Its safe if nothing wrong happens and storms are not meet...or if one is lucky. I would not cross the Atlantic in one. Maybe when I was younger and crazier:laugher


----------



## SloopJonB (Jun 6, 2011)

jzk said:


> But I do think the trend is to use technology to get strength and light weight in the same package. That is a good thing. Of course, I am not knocking heavier displacement boats.


As I said;

*Only expensive high tech boats get extreme strength and light weight in the same package. It's far easier to accomplish in a heavier disp. boat.*

I'm not saying you need some iceberg style tub but you do need some substance under you unless you want to spend $$$$ for a high tech boat.

Even then, liveaboard stores & equipment will degrade performance more than in a heavier boat - see Sail Area to Displacement Ratio.


----------



## PCP (Dec 1, 2004)

jzk said:


> ...
> But I do think the trend is to use technology to get strength and light weight in the same package.

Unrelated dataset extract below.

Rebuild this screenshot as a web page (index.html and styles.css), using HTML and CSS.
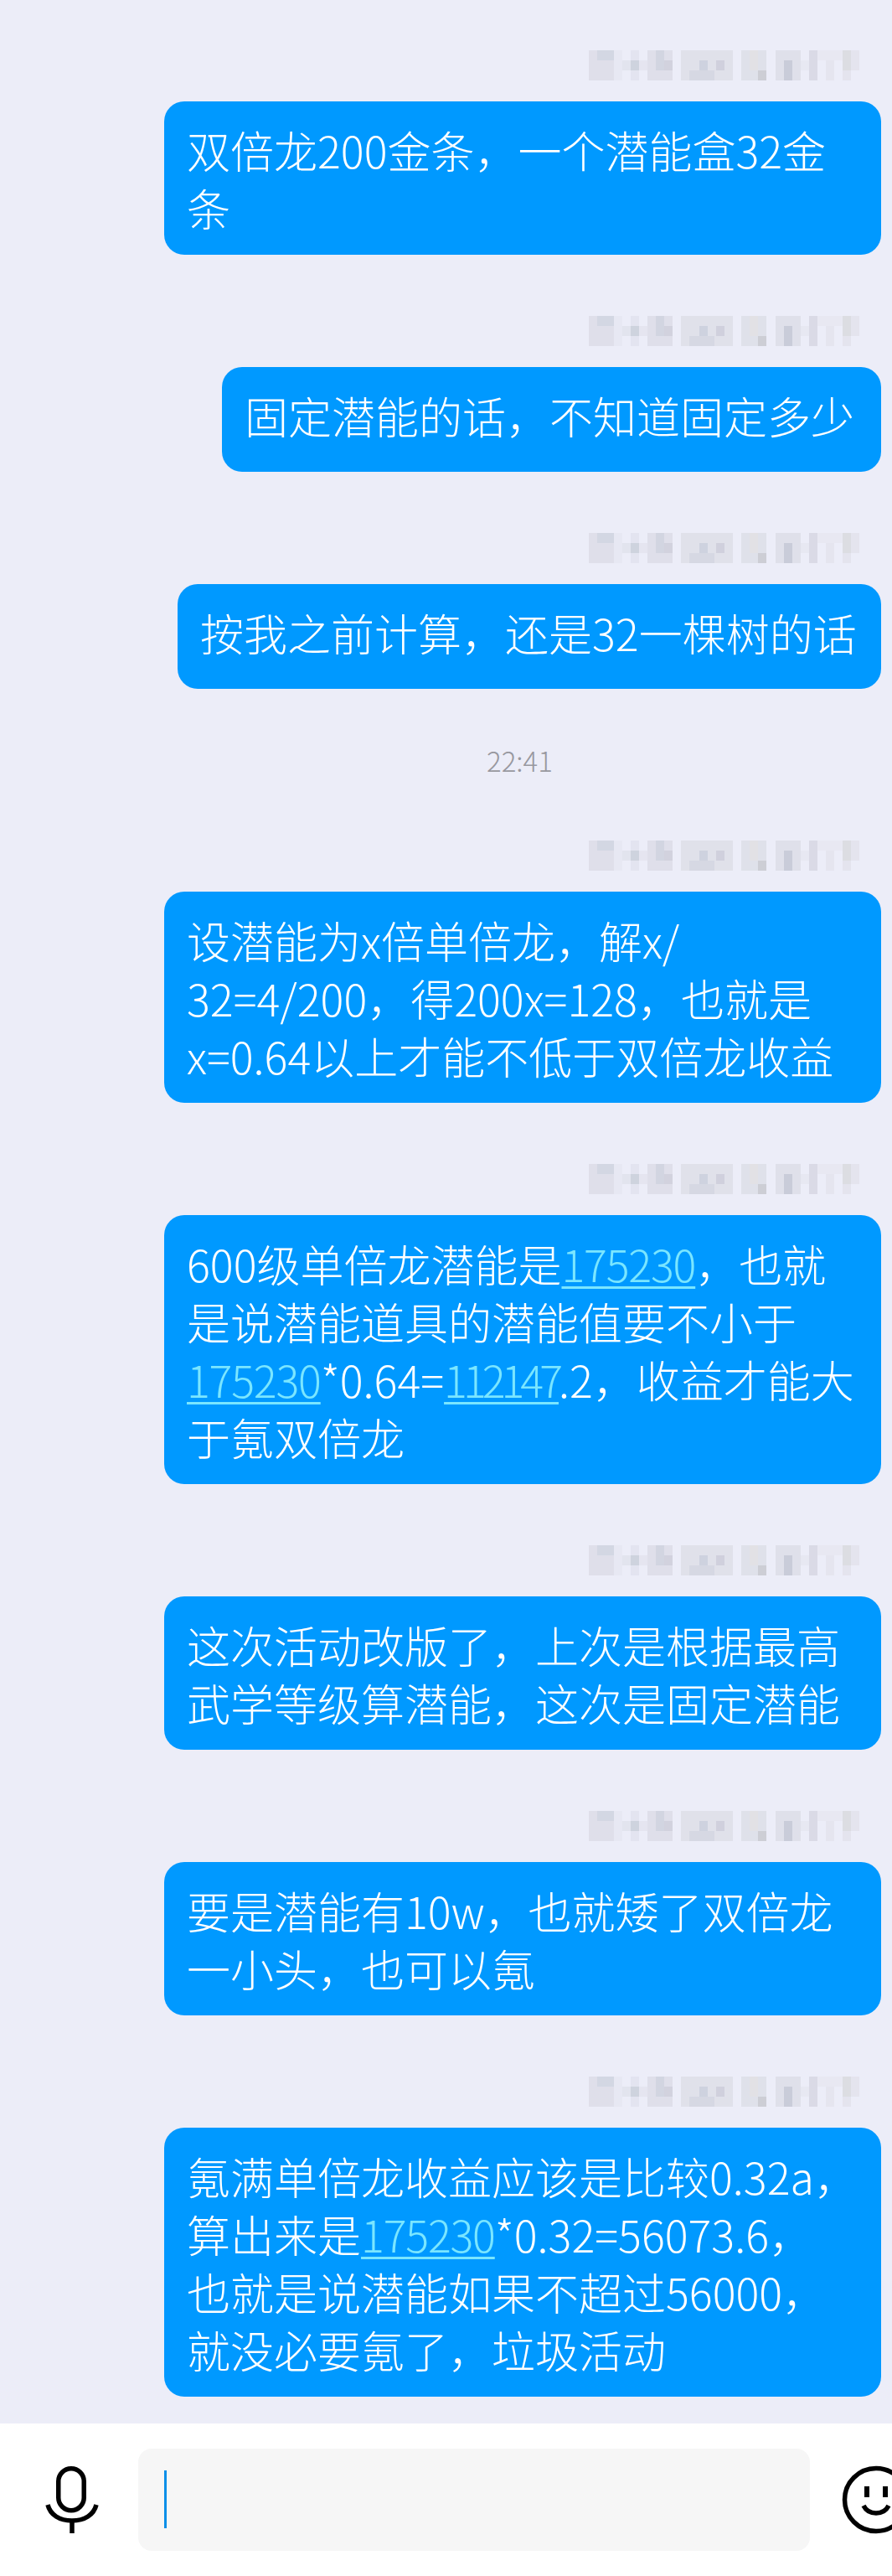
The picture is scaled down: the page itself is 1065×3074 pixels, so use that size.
FILE: index.html
```html
<!DOCTYPE html>
<html lang="zh-CN">
<head>
    <meta charset="UTF-8">
    <title>Chat</title>
    <link rel="stylesheet" href="styles.css">
</head>
<body>
    <svg class="defs" width="0" height="0">
        <symbol id="mosaic" viewBox="0 0 324 36">
            <rect x="0" y="0" width="30" height="36" fill="#dfdfea"/>
            <rect x="10" y="0" width="20" height="12" fill="#d3d7e3"/>
            <rect x="30" y="0" width="10" height="36" fill="#e7e8f3"/>
            <rect x="50" y="0" width="10" height="36" fill="#e3e4f0"/>
            <rect x="40" y="12" width="10" height="12" fill="#e2e4ee"/>
            <rect x="50" y="12" width="10" height="12" fill="#ced3de"/>
            <rect x="60" y="12" width="10" height="12" fill="#e5e5f0"/>
            <rect x="70" y="0" width="30" height="36" fill="#dfdfea"/>
            <rect x="80" y="0" width="10" height="24" fill="#d2d5e1"/>
            <rect x="90" y="12" width="10" height="12" fill="#d2d2de"/>
            <rect x="110" y="0" width="62" height="36" fill="#e0e1ea"/>
            <rect x="120" y="24" width="30" height="12" fill="#d6d8e3"/>
            <rect x="132" y="12" width="10" height="12" fill="#ced2df"/>
            <rect x="152" y="12" width="10" height="12" fill="#d0d0dd"/>
            <rect x="182" y="0" width="30" height="36" fill="#dfe1ea"/>
            <rect x="192" y="0" width="10" height="24" fill="#e2e1e5"/>
            <rect x="202" y="24" width="10" height="12" fill="#cdced5"/>
            <rect x="223" y="0" width="30" height="36" fill="#dfe0ea"/>
            <rect x="233" y="12" width="10" height="24" fill="#c9ccd9"/>
            <rect x="253" y="12" width="10" height="12" fill="#e7e8f2"/>
            <rect x="263" y="0" width="10" height="36" fill="#dadae6"/>
            <rect x="273" y="0" width="50" height="12" fill="#e8e8f2"/>
            <rect x="303" y="0" width="10" height="24" fill="#dcdde2"/>
            <rect x="283" y="12" width="10" height="24" fill="#e5e5ef"/>
            <rect x="303" y="24" width="10" height="12" fill="#e4e4ee"/>
            <rect x="313" y="0" width="10" height="24" fill="#e4e4ee"/>
        </symbol>
    </svg>

    <main class="chat">
        <div class="msg">
            <svg class="mosaic"><use href="#mosaic"/></svg>
            <div class="bubble bubble-wide">双倍龙200金条，一个潜能盒32金<br>条</div>
        </div>
        <div class="msg">
            <svg class="mosaic"><use href="#mosaic"/></svg>
            <div class="bubble bubble-mid">固定潜能的话，不知道固定多少</div>
        </div>
        <div class="msg">
            <svg class="mosaic"><use href="#mosaic"/></svg>
            <div class="bubble bubble-short">按我之前计算，还是32一棵树的话</div>
        </div>

        <div class="time">22:41</div>

        <div class="msg">
            <svg class="mosaic"><use href="#mosaic"/></svg>
            <div class="bubble bubble-wide">设潜能为x倍单倍龙，解x/<br>32=4/200，得200x=128，也就是<br>x=0.64以上才能不低于双倍龙收益</div>
        </div>
        <div class="msg">
            <svg class="mosaic"><use href="#mosaic"/></svg>
            <div class="bubble bubble-wide">600级单倍龙潜能是<a href="#">175230</a>，也就<br>是说潜能道具的潜能值要不小于<br><a href="#">175230</a>*0.64=<a href="#" class="tight">112147</a>.2，收益才能大<br>于氪双倍龙</div>
        </div>
        <div class="msg">
            <svg class="mosaic"><use href="#mosaic"/></svg>
            <div class="bubble bubble-wide">这次活动改版了，上次是根据最高<br>武学等级算潜能，这次是固定潜能</div>
        </div>
        <div class="msg">
            <svg class="mosaic"><use href="#mosaic"/></svg>
            <div class="bubble bubble-wide">要是潜能有10w，也就矮了双倍龙<br>一小头，也可以氪</div>
        </div>
        <div class="msg">
            <svg class="mosaic"><use href="#mosaic"/></svg>
            <div class="bubble bubble-wide">氪满单倍龙收益应该是比较0.32a，<br>算出来是<a href="#">175230</a>*0.32=56073.6，<br>也就是说潜能如果不超过56000，<br>就没必要氪了，垃圾活动</div>
        </div>
    </main>

    <footer class="bar">
        <svg class="icon-mic" viewBox="0 0 64 80" fill="none" stroke="#000" stroke-width="5.5">
            <rect x="15.75" y="2.75" width="30.5" height="50" rx="15.25"/>
            <path d="M3 46C6 58 17 65 32 65S58 58 61 46"/>
            <path d="M32 65V80"/>
        </svg>
        <div class="input"><span class="cursor"></span></div>
        <svg class="icon-smile" viewBox="0 0 84 84" fill="none" stroke="#000">
            <circle cx="42" cy="42" r="37.5" stroke-width="5.5"/>
            <path d="M31 26V39M53 26V39" stroke-width="6"/>
            <path d="M27 49C33 61 51 61 57 49" stroke-width="5.5"/>
        </svg>
    </footer>
</body>
</html>
```

FILE: styles.css
```css
html, body {
    margin: 0;
    padding: 0;
}
body {
    width: 1065px;
    height: 3074px;
    overflow: hidden;
    background-color: #fff;
    font-family: "Noto Sans CJK SC", "Liberation Sans", sans-serif;
}
.defs {
    position: absolute;
}
a {
    color: #7ae6ff;
    letter-spacing: -1.2px;
    text-decoration: underline;
    text-underline-offset: 5px;
    text-decoration-thickness: 2.5px;
}
a.tight {
    letter-spacing: -5px;
}

/* Message list */
.chat {
    height: 2832px;
    padding: 60px 13px 0 0;
    background-color: #ecedf8;
    display: flex;
    flex-direction: column;
    align-items: flex-end;
    overflow: hidden;
}
.msg {
    display: flex;
    flex-direction: column;
    align-items: flex-end;
    margin-bottom: 73px;
}
.mosaic {
    width: 324px;
    height: 36px;
    margin: 0 25px 25px 0;
    display: block;
}
.bubble {
    box-sizing: border-box;
    min-height: 125px;
    padding: 23px 28px 22px 27px;
    background-color: #0099ff;
    border-radius: 24px;
    color: #fff;
    font-size: 52px;
    font-weight: 200;
    line-height: 69px;
    white-space: nowrap;
}
.bubble-wide {
    width: 856px;
}
.bubble-mid {
    width: 787px;
}
.bubble-short {
    width: 840px;
}
.time {
    align-self: flex-start;
    margin: -11px 0 73px 581px;
    color: #98989f;
    font-size: 33px;
    font-weight: 200;
    line-height: 46px;
}

/* Input bar */
.bar {
    height: 182px;
    box-sizing: border-box;
    padding: 30px 0 0 54px;
    background-color: #fff;
    display: flex;
    align-items: flex-start;
    overflow: hidden;
}
.icon-mic {
    width: 64px;
    height: 80px;
    flex: none;
    margin-top: 21px;
}
.input {
    width: 802px;
    height: 122px;
    flex: none;
    margin-left: 47px;
    padding: 26px 0 0 31px;
    box-sizing: border-box;
    background-color: #f6f6f6;
    border-radius: 16px;
}
.cursor {
    display: block;
    width: 3px;
    height: 69px;
    background-color: #0a8fe8;
}
.icon-smile {
    width: 84px;
    height: 84px;
    flex: none;
    margin: 19px 0 0 37px;
}
```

That is a good thing. Of course, I am not knocking heavier displacement boats.


Yes you can have that but a small boat is a small boat and the safety margin is smaller. This is the smallest boat that passes the RCD criteria to Class A boats and is certified as such. It passes but just barely while bigger boats pass with a bigger margin.

Interesting Sailboats: DJANGO 7.70 on a CIRCUMNAVIGATION

By the way the owner of that boat is circumnavigating and accepts another sailor as a crew for each leg of the voyage. If you have the time it would be a good way to learn. He should be by now an experienced sailor and if you want to accept the risks of sailing on a smaller boat (that are not that big with a sailor that knows what he is doing), that one is better than most, certainly better that the 20ft boats you suggested. That boat the advantage of being unsubmersible it is also a fast boat and a nice one to sail.


----------



## Spider0804 (Oct 12, 2011)

I just mentioned I like the shape of those boats.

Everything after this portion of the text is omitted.